# Your goal:
Pull each line holding the word "full" from the data.

# Dataset content:

----

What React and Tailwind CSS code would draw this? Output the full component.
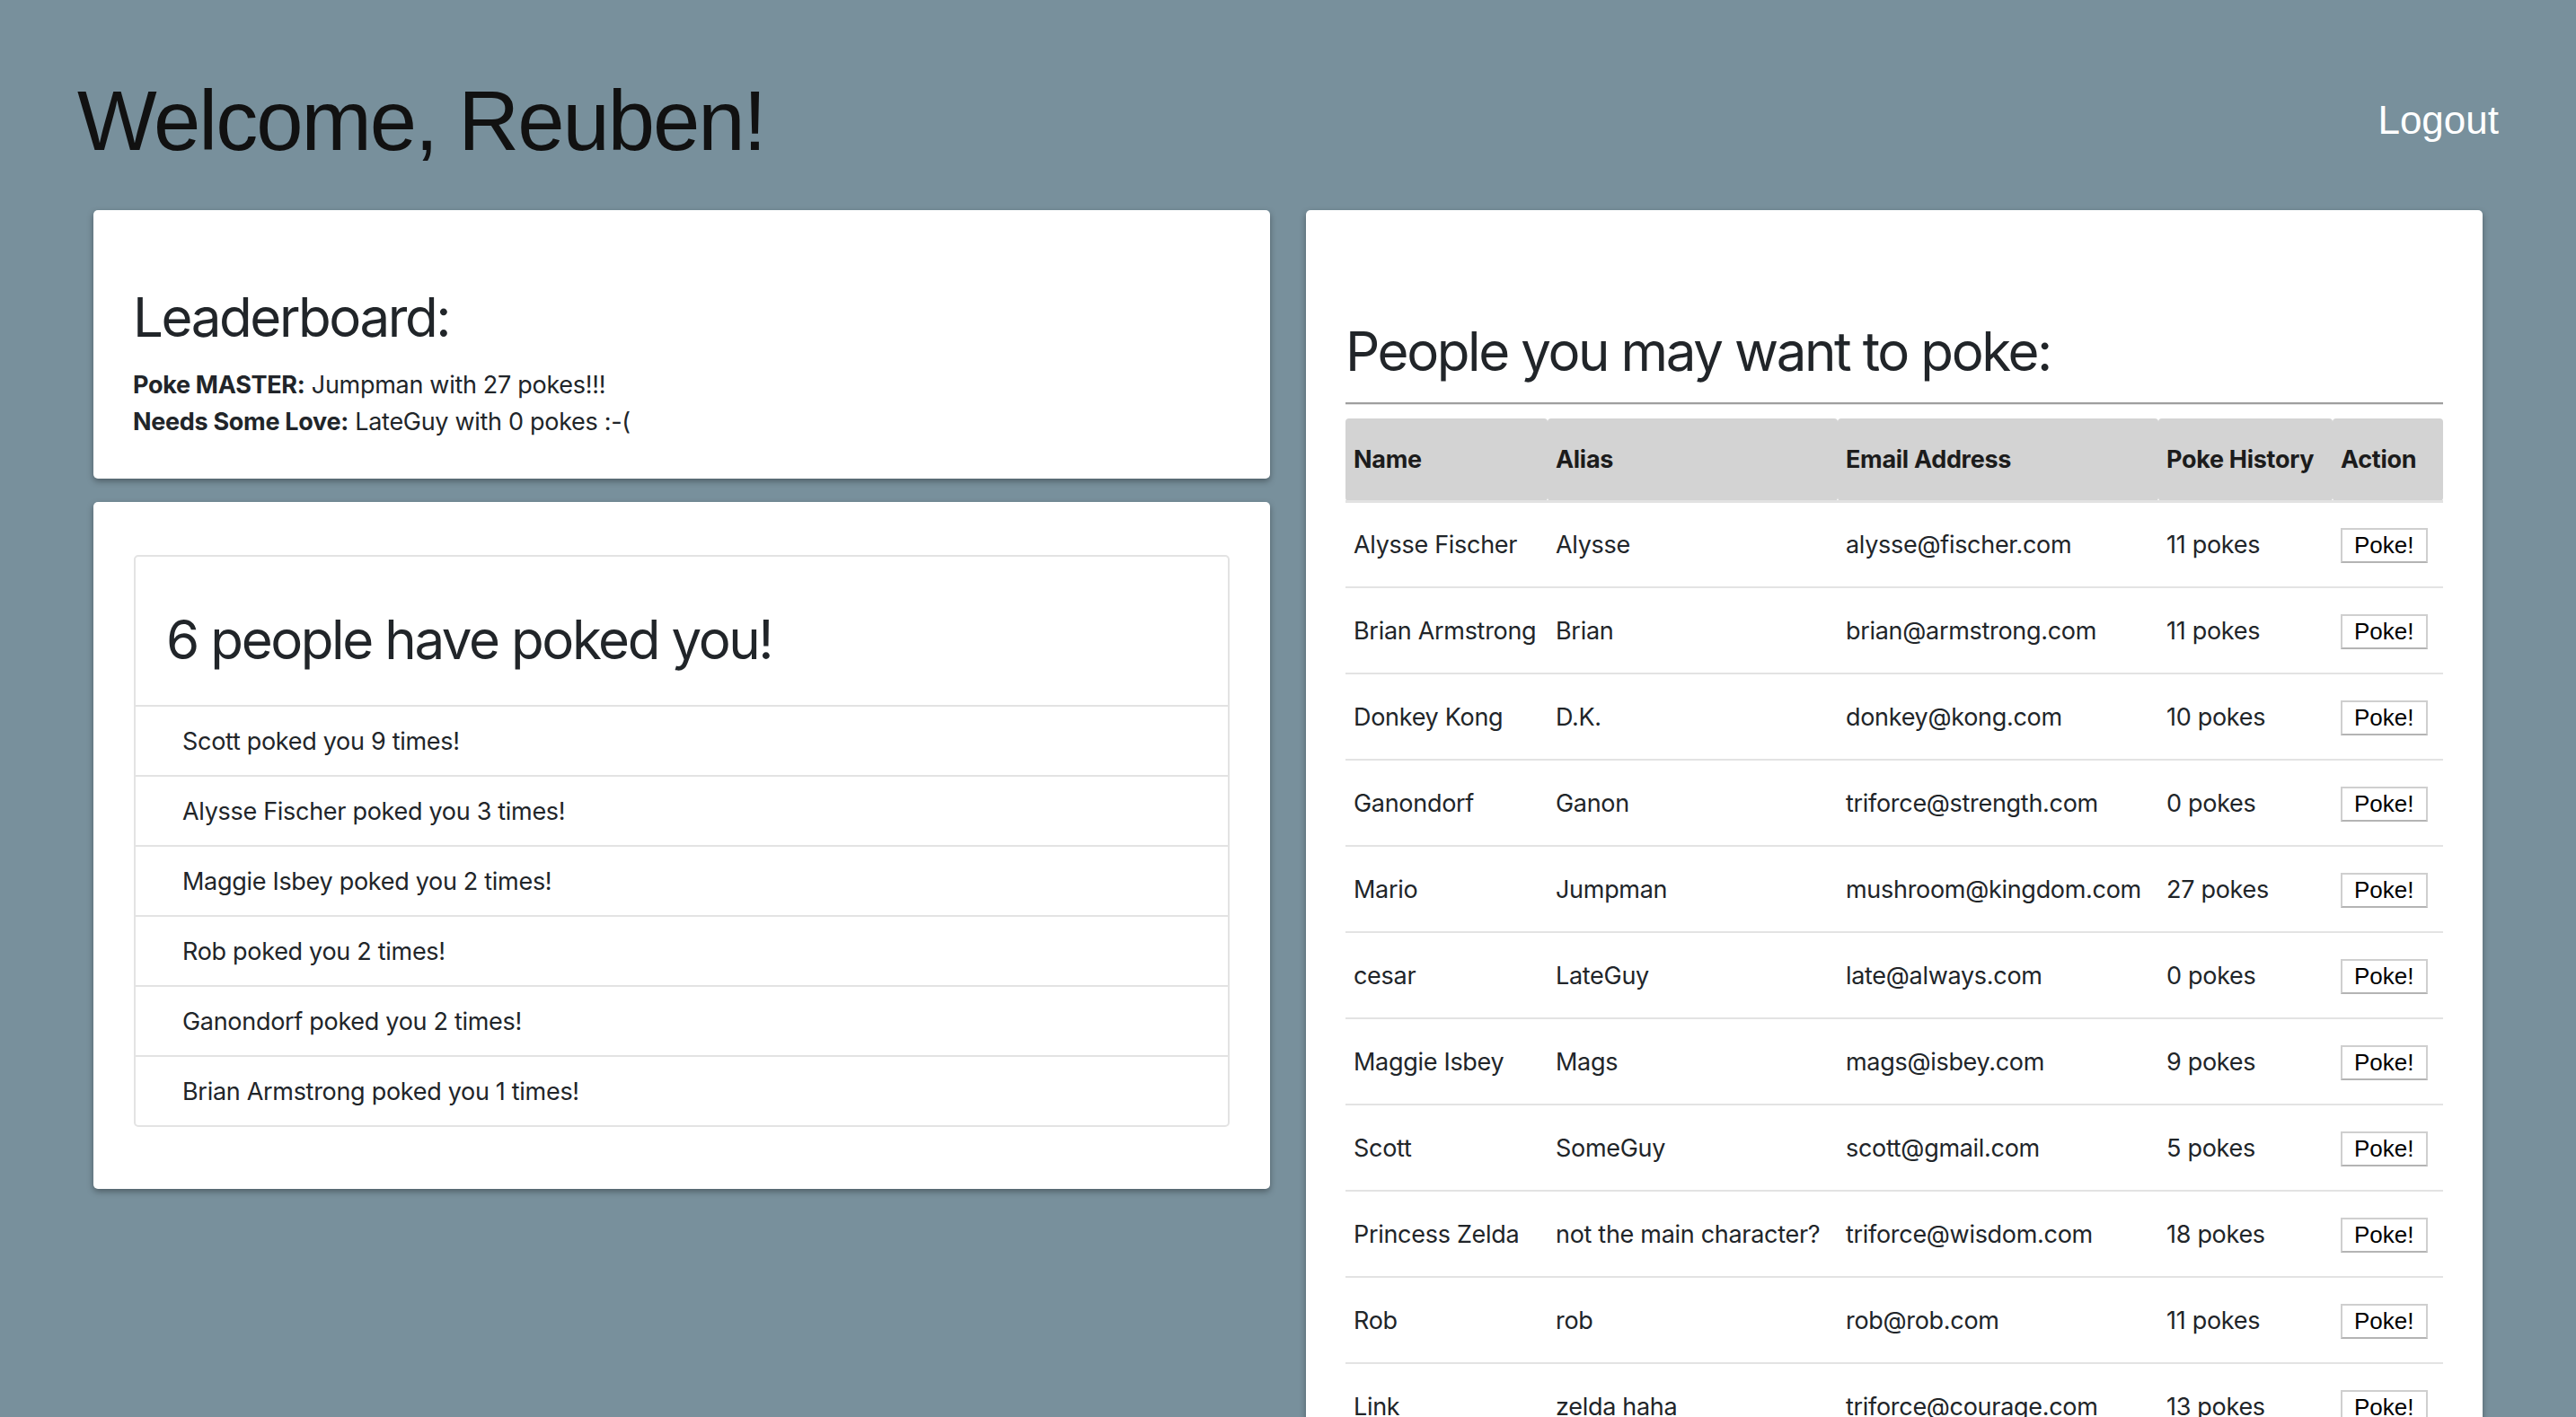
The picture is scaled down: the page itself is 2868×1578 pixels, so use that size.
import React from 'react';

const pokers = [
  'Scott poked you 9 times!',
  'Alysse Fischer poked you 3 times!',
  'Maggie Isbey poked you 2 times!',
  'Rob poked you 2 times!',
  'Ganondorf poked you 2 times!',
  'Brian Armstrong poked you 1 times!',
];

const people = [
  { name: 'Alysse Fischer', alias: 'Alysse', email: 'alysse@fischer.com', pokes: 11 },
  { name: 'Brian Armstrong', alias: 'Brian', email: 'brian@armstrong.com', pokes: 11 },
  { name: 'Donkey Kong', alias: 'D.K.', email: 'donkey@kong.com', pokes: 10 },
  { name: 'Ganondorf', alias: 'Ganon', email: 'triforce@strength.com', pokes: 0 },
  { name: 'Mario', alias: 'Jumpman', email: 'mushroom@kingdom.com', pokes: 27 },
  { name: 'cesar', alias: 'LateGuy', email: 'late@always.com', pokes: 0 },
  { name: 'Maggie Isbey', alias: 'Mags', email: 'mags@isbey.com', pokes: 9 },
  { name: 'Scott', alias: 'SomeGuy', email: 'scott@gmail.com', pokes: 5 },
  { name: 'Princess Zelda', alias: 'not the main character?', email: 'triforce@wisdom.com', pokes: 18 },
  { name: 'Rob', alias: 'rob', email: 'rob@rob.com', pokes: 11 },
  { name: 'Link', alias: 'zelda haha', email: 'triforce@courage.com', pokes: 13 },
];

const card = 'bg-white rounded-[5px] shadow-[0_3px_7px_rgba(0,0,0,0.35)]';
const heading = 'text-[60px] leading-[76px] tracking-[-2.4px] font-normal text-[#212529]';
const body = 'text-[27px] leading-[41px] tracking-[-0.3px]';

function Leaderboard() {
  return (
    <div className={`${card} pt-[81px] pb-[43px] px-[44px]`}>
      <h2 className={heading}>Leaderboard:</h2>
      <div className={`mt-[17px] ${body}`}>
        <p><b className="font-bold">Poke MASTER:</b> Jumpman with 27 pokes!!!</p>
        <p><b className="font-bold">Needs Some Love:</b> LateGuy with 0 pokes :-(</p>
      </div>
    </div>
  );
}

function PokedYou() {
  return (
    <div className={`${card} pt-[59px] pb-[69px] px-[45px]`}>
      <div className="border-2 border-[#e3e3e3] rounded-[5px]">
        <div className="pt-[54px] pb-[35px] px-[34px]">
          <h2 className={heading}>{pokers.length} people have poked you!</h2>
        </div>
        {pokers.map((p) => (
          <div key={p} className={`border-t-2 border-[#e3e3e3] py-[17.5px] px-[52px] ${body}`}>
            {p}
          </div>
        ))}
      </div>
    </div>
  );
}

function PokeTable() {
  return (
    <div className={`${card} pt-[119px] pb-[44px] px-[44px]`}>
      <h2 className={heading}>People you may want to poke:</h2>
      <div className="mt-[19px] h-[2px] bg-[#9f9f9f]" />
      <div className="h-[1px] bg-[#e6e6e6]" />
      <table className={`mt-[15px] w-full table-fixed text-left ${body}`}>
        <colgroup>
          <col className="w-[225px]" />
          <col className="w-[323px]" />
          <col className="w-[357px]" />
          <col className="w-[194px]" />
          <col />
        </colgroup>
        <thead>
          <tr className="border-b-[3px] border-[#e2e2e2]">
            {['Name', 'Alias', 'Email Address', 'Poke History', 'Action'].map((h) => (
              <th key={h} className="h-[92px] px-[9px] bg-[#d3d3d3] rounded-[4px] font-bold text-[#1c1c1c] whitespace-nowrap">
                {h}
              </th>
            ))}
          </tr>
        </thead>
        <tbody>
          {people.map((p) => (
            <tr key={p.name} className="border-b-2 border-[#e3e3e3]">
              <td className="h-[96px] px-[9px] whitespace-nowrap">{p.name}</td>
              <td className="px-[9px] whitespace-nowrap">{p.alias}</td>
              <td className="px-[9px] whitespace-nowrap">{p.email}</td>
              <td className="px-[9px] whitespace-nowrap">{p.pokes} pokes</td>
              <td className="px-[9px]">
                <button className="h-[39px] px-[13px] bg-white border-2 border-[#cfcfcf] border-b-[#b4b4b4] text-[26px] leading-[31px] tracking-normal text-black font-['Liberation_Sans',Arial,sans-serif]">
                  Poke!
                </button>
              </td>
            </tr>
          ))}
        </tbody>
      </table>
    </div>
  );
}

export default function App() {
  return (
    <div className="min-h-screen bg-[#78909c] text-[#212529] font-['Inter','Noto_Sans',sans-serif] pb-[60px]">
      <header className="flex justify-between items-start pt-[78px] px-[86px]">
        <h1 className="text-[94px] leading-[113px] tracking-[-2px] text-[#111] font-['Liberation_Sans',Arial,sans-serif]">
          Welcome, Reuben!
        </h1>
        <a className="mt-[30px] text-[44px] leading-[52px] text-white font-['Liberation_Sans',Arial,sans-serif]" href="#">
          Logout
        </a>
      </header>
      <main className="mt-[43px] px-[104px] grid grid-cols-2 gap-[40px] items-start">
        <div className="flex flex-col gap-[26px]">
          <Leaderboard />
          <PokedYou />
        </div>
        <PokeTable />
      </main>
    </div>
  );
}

----

# Final result:
What React and Tailwind CSS code would draw this? Output the full component.
      <table className={`mt-[15px] w-full table-fixed text-left ${body}`}>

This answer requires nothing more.